What you return should match every record exactly, with the images removed.

--- Start DATA RECORDS ---

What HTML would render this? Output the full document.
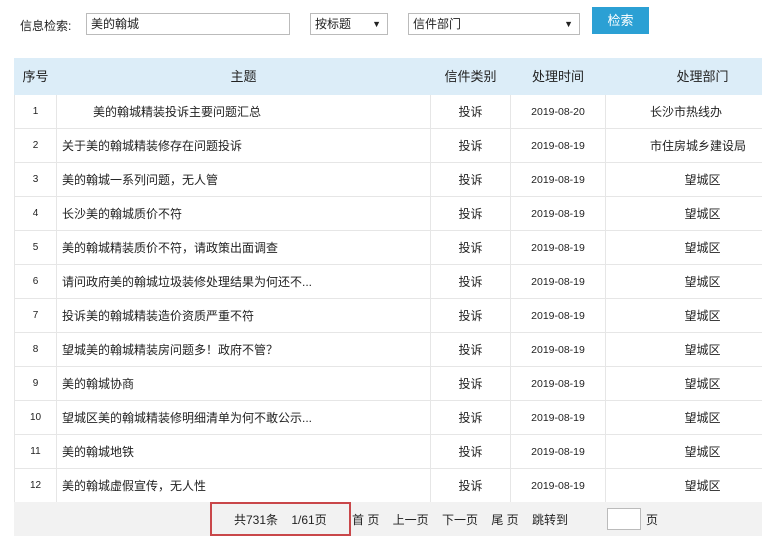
<html><head><style>
body{margin:0;width:762px;height:536px;background:#fff;font-family:"Liberation Sans","Noto Sans CJK SC",sans-serif;font-size:12px;color:#222;position:relative;overflow:hidden}
.a{position:absolute}
.in{border:1px solid #bbb;height:22px;box-sizing:border-box;background:#fff;line-height:20px;padding-left:4px;font-size:12px}
table{position:absolute;left:14px;top:58px;border-collapse:collapse;width:786px;table-layout:fixed}
td{border:1px solid #e6e6e6;height:34px;padding:0;font-size:12px;vertical-align:middle;line-height:14px}
tr.h td{background:#dcedf8;height:36px;font-size:13px;border-color:#dcedf8;text-align:center}
.c{text-align:center}
.n{font-size:10px;text-align:center}
.d{font-size:10.5px;text-align:center}
.t{padding-left:5px}
</style></head><body>
<div class="a" style="left:20px;top:17px;font-size:12px">信息检索:</div>
<div class="a in" style="left:86px;top:13px;width:204px">美的翰城</div>
<div class="a in" style="left:310px;top:13px;width:78px">按标题<span style="position:absolute;right:6px;font-size:9px">▼</span></div>
<div class="a in" style="left:408px;top:13px;width:172px">信件部门<span style="position:absolute;right:6px;font-size:9px">▼</span></div>
<div class="a" style="left:592px;top:7px;width:57px;height:27px;background:#2ba0d4;color:#fff;text-align:center;line-height:27px;font-size:13px">检索</div>
<table>
<col style="width:42px"><col style="width:374px"><col style="width:80px"><col style="width:95px"><col>
<tr class="h"><td>序号</td><td>主题</td><td>信件类别</td><td>处理时间</td><td>处理部门</td></tr>
<tr><td class="n">1</td><td class="t" style="padding-left:36px">美的翰城精装投诉主要问题汇总</td><td class="c">投诉</td><td class="d">2019-08-20</td><td style="padding-left:44px">长沙市热线办</td></tr>
<tr><td class="n">2</td><td class="t">关于美的翰城精装修存在问题投诉</td><td class="c">投诉</td><td class="d">2019-08-19</td><td style="padding-left:44px">市住房城乡建设局</td></tr>
<tr><td class="n">3</td><td class="t">美的翰城一系列问题，无人管</td><td class="c">投诉</td><td class="d">2019-08-19</td><td class="c">望城区</td></tr>
<tr><td class="n">4</td><td class="t">长沙美的翰城质价不符</td><td class="c">投诉</td><td class="d">2019-08-19</td><td class="c">望城区</td></tr>
<tr><td class="n">5</td><td class="t">美的翰城精装质价不符，请政策出面调查</td><td class="c">投诉</td><td class="d">2019-08-19</td><td class="c">望城区</td></tr>
<tr><td class="n">6</td><td class="t">请问政府美的翰城垃圾装修处理结果为何还不...</td><td class="c">投诉</td><td class="d">2019-08-19</td><td class="c">望城区</td></tr>
<tr><td class="n">7</td><td class="t">投诉美的翰城精装造价资质严重不符</td><td class="c">投诉</td><td class="d">2019-08-19</td><td class="c">望城区</td></tr>
<tr><td class="n">8</td><td class="t">望城美的翰城精装房问题多！政府不管？</td><td class="c">投诉</td><td class="d">2019-08-19</td><td class="c">望城区</td></tr>
<tr><td class="n">9</td><td class="t">美的翰城协商</td><td class="c">投诉</td><td class="d">2019-08-19</td><td class="c">望城区</td></tr>
<tr><td class="n">10</td><td class="t">望城区美的翰城精装修明细清单为何不敢公示...</td><td class="c">投诉</td><td class="d">2019-08-19</td><td class="c">望城区</td></tr>
<tr><td class="n">11</td><td class="t">美的翰城地铁</td><td class="c">投诉</td><td class="d">2019-08-19</td><td class="c">望城区</td></tr>
<tr><td class="n">12</td><td class="t">美的翰城虚假宣传，无人性</td><td class="c">投诉</td><td class="d">2019-08-19</td><td class="c">望城区</td></tr>
</table>
<div class="a" style="left:14px;top:502px;width:748px;height:34px;background:#f2f2f2"></div>
<div class="a" style="left:210px;top:502px;width:137px;height:30px;border:2px solid #c9474a"></div>
<div class="a" style="left:234px;top:511px;font-size:12px;white-space:pre">共731条    1/61页</div>
<div class="a" style="left:352px;top:511px;font-size:12px;white-space:pre">首 页    上一页    下一页    尾 页    跳转到</div>
<div class="a" style="left:607px;top:508px;width:32px;height:20px;background:#fff;border:1px solid #bbb"></div>
<div class="a" style="left:646px;top:511px;font-size:12px">页</div>
</body></html>
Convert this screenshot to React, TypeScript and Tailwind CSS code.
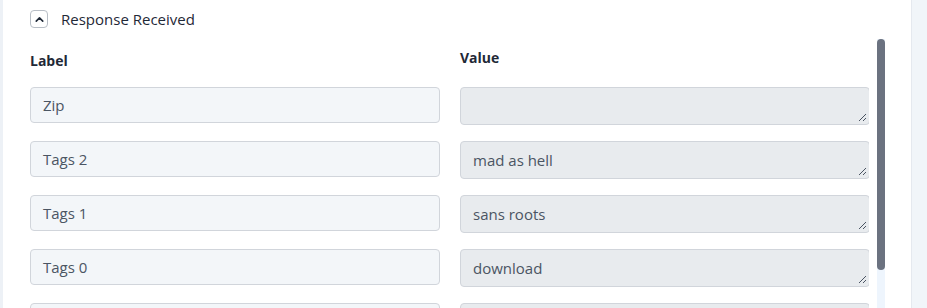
import { ChevronUp } from "lucide-react";

const rows = [
  { label: "Zip", value: "" },
  { label: "Tags 2", value: "mad as hell" },
  { label: "Tags 1", value: "sans roots" },
  { label: "Tags 0", value: "download" },
  { label: "Tags", value: "" },
];

function ResizeGrip() {
  return (
    <svg
      className="absolute bottom-[2px] right-[2px]"
      width="9"
      height="9"
      viewBox="0 0 9 9"
    >
      <path d="M8 1L1 8M8 5L5 8" stroke="#4b5563" strokeWidth="1" />
    </svg>
  );
}

export default function App() {
  return (
    <div
      className="flex h-[308px] w-[927px] overflow-hidden bg-[#f1f5f9]"
      style={{ fontFamily: '"Open Sans", "Noto Sans", sans-serif' }}
    >
      <div className="w-[3px] shrink-0 bg-[#edf1f6]" />
      <div className="flex w-[909px] shrink-0 flex-col border-r border-[#e5e9ef] bg-white">
        <div className="flex h-[38px] shrink-0 items-center pl-[27px]">
          <button className="flex h-[18px] w-[18px] items-center justify-center rounded-[4px] border border-[#b8bec6] bg-white text-[#1f2937]">
            <ChevronUp size={13} strokeWidth={3} />
          </button>
          <span className="ml-[13px] text-[15px] text-[#1f2937]">
            Response Received
          </span>
        </div>
        <div className="flex min-h-0 flex-1 pl-[27px]">
          <div className="flex-1 overflow-hidden">
            <div className="flex h-[35px] w-[840px] gap-[20px]">
              <div className="w-[410px] pt-[12px] text-[14px] font-bold text-[#1f2937]">
                Label
              </div>
              <div className="w-[410px] pt-[9px] text-[14px] font-bold text-[#1f2937]">
                Value
              </div>
            </div>
            <div className="mt-[14px] flex w-[840px] flex-col gap-[16px]">
              {rows.map((r) => (
                <div key={r.label} className="flex gap-[20px]">
                  <div className="flex h-[36px] w-[410px] items-center rounded-[4px] border border-[#d1d5db] bg-[#f3f6f9] px-[12px] text-[15px] text-[#4b5563]">
                    {r.label}
                  </div>
                  <div className="relative flex h-[38px] w-[410px] items-center rounded-[4px] border border-[#d1d5db] bg-[#e8ebee] px-[12px] text-[15px] text-[#4b5563]">
                    {r.value}
                    <ResizeGrip />
                  </div>
                </div>
              ))}
            </div>
          </div>
          <div className="ml-[8px] mr-[26px] mt-[1px] w-[8px] shrink-0 bg-[#eef5fd]">
            <div className="h-[231px] rounded-full bg-[#6b7280]" />
          </div>
        </div>
      </div>
    </div>
  );
}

--- End DATA RECORDS ---

TASK RESPONSE.
What HTML would render this? Output the full document.
<html><head><style>
body{margin:0;width:762px;height:536px;background:#fff;font-family:"Liberation Sans","Noto Sans CJK SC",sans-serif;font-size:12px;color:#222;position:relative;overflow:hidden}
.a{position:absolute}
.in{border:1px solid #bbb;height:22px;box-sizing:border-box;background:#fff;line-height:20px;padding-left:4px;font-size:12px}
table{position:absolute;left:14px;top:58px;border-collapse:collapse;width:786px;table-layout:fixed}
td{border:1px solid #e6e6e6;height:34px;padding:0;font-size:12px;vertical-align:middle;line-height:14px}
tr.h td{background:#dcedf8;height:36px;font-size:13px;border-color:#dcedf8;text-align:center}
.c{text-align:center}
.n{font-size:10px;text-align:center}
.d{font-size:10.5px;text-align:center}
.t{padding-left:5px}
</style></head><body>
<div class="a" style="left:20px;top:17px;font-size:12px">信息检索:</div>
<div class="a in" style="left:86px;top:13px;width:204px">美的翰城</div>
<div class="a in" style="left:310px;top:13px;width:78px">按标题<span style="position:absolute;right:6px;font-size:9px">▼</span></div>
<div class="a in" style="left:408px;top:13px;width:172px">信件部门<span style="position:absolute;right:6px;font-size:9px">▼</span></div>
<div class="a" style="left:592px;top:7px;width:57px;height:27px;background:#2ba0d4;color:#fff;text-align:center;line-height:27px;font-size:13px">检索</div>
<table>
<col style="width:42px"><col style="width:374px"><col style="width:80px"><col style="width:95px"><col>
<tr class="h"><td>序号</td><td>主题</td><td>信件类别</td><td>处理时间</td><td>处理部门</td></tr>
<tr><td class="n">1</td><td class="t" style="padding-left:36px">美的翰城精装投诉主要问题汇总</td><td class="c">投诉</td><td class="d">2019-08-20</td><td style="padding-left:44px">长沙市热线办</td></tr>
<tr><td class="n">2</td><td class="t">关于美的翰城精装修存在问题投诉</td><td class="c">投诉</td><td class="d">2019-08-19</td><td style="padding-left:44px">市住房城乡建设局</td></tr>
<tr><td class="n">3</td><td class="t">美的翰城一系列问题，无人管</td><td class="c">投诉</td><td class="d">2019-08-19</td><td class="c">望城区</td></tr>
<tr><td class="n">4</td><td class="t">长沙美的翰城质价不符</td><td class="c">投诉</td><td class="d">2019-08-19</td><td class="c">望城区</td></tr>
<tr><td class="n">5</td><td class="t">美的翰城精装质价不符，请政策出面调查</td><td class="c">投诉</td><td class="d">2019-08-19</td><td class="c">望城区</td></tr>
<tr><td class="n">6</td><td class="t">请问政府美的翰城垃圾装修处理结果为何还不...</td><td class="c">投诉</td><td class="d">2019-08-19</td><td class="c">望城区</td></tr>
<tr><td class="n">7</td><td class="t">投诉美的翰城精装造价资质严重不符</td><td class="c">投诉</td><td class="d">2019-08-19</td><td class="c">望城区</td></tr>
<tr><td class="n">8</td><td class="t">望城美的翰城精装房问题多！政府不管？</td><td class="c">投诉</td><td class="d">2019-08-19</td><td class="c">望城区</td></tr>
<tr><td class="n">9</td><td class="t">美的翰城协商</td><td class="c">投诉</td><td class="d">2019-08-19</td><td class="c">望城区</td></tr>
<tr><td class="n">10</td><td class="t">望城区美的翰城精装修明细清单为何不敢公示...</td><td class="c">投诉</td><td class="d">2019-08-19</td><td class="c">望城区</td></tr>
<tr><td class="n">11</td><td class="t">美的翰城地铁</td><td class="c">投诉</td><td class="d">2019-08-19</td><td class="c">望城区</td></tr>
<tr><td class="n">12</td><td class="t">美的翰城虚假宣传，无人性</td><td class="c">投诉</td><td class="d">2019-08-19</td><td class="c">望城区</td></tr>
</table>
<div class="a" style="left:14px;top:502px;width:748px;height:34px;background:#f2f2f2"></div>
<div class="a" style="left:210px;top:502px;width:137px;height:30px;border:2px solid #c9474a"></div>
<div class="a" style="left:234px;top:511px;font-size:12px;white-space:pre">共731条    1/61页</div>
<div class="a" style="left:352px;top:511px;font-size:12px;white-space:pre">首 页    上一页    下一页    尾 页    跳转到</div>
<div class="a" style="left:607px;top:508px;width:32px;height:20px;background:#fff;border:1px solid #bbb"></div>
<div class="a" style="left:646px;top:511px;font-size:12px">页</div>
</body></html>
Convert this screenshot to React, TypeScript and Tailwind CSS code.
import { ChevronUp } from "lucide-react";

const rows = [
  { label: "Zip", value: "" },
  { label: "Tags 2", value: "mad as hell" },
  { label: "Tags 1", value: "sans roots" },
  { label: "Tags 0", value: "download" },
  { label: "Tags", value: "" },
];

function ResizeGrip() {
  return (
    <svg
      className="absolute bottom-[2px] right-[2px]"
      width="9"
      height="9"
      viewBox="0 0 9 9"
    >
      <path d="M8 1L1 8M8 5L5 8" stroke="#4b5563" strokeWidth="1" />
    </svg>
  );
}

export default function App() {
  return (
    <div
      className="flex h-[308px] w-[927px] overflow-hidden bg-[#f1f5f9]"
      style={{ fontFamily: '"Open Sans", "Noto Sans", sans-serif' }}
    >
      <div className="w-[3px] shrink-0 bg-[#edf1f6]" />
      <div className="flex w-[909px] shrink-0 flex-col border-r border-[#e5e9ef] bg-white">
        <div className="flex h-[38px] shrink-0 items-center pl-[27px]">
          <button className="flex h-[18px] w-[18px] items-center justify-center rounded-[4px] border border-[#b8bec6] bg-white text-[#1f2937]">
            <ChevronUp size={13} strokeWidth={3} />
          </button>
          <span className="ml-[13px] text-[15px] text-[#1f2937]">
            Response Received
          </span>
        </div>
        <div className="flex min-h-0 flex-1 pl-[27px]">
          <div className="flex-1 overflow-hidden">
            <div className="flex h-[35px] w-[840px] gap-[20px]">
              <div className="w-[410px] pt-[12px] text-[14px] font-bold text-[#1f2937]">
                Label
              </div>
              <div className="w-[410px] pt-[9px] text-[14px] font-bold text-[#1f2937]">
                Value
              </div>
            </div>
            <div className="mt-[14px] flex w-[840px] flex-col gap-[16px]">
              {rows.map((r) => (
                <div key={r.label} className="flex gap-[20px]">
                  <div className="flex h-[36px] w-[410px] items-center rounded-[4px] border border-[#d1d5db] bg-[#f3f6f9] px-[12px] text-[15px] text-[#4b5563]">
                    {r.label}
                  </div>
                  <div className="relative flex h-[38px] w-[410px] items-center rounded-[4px] border border-[#d1d5db] bg-[#e8ebee] px-[12px] text-[15px] text-[#4b5563]">
                    {r.value}
                    <ResizeGrip />
                  </div>
                </div>
              ))}
            </div>
          </div>
          <div className="ml-[8px] mr-[26px] mt-[1px] w-[8px] shrink-0 bg-[#eef5fd]">
            <div className="h-[231px] rounded-full bg-[#6b7280]" />
          </div>
        </div>
      </div>
    </div>
  );
}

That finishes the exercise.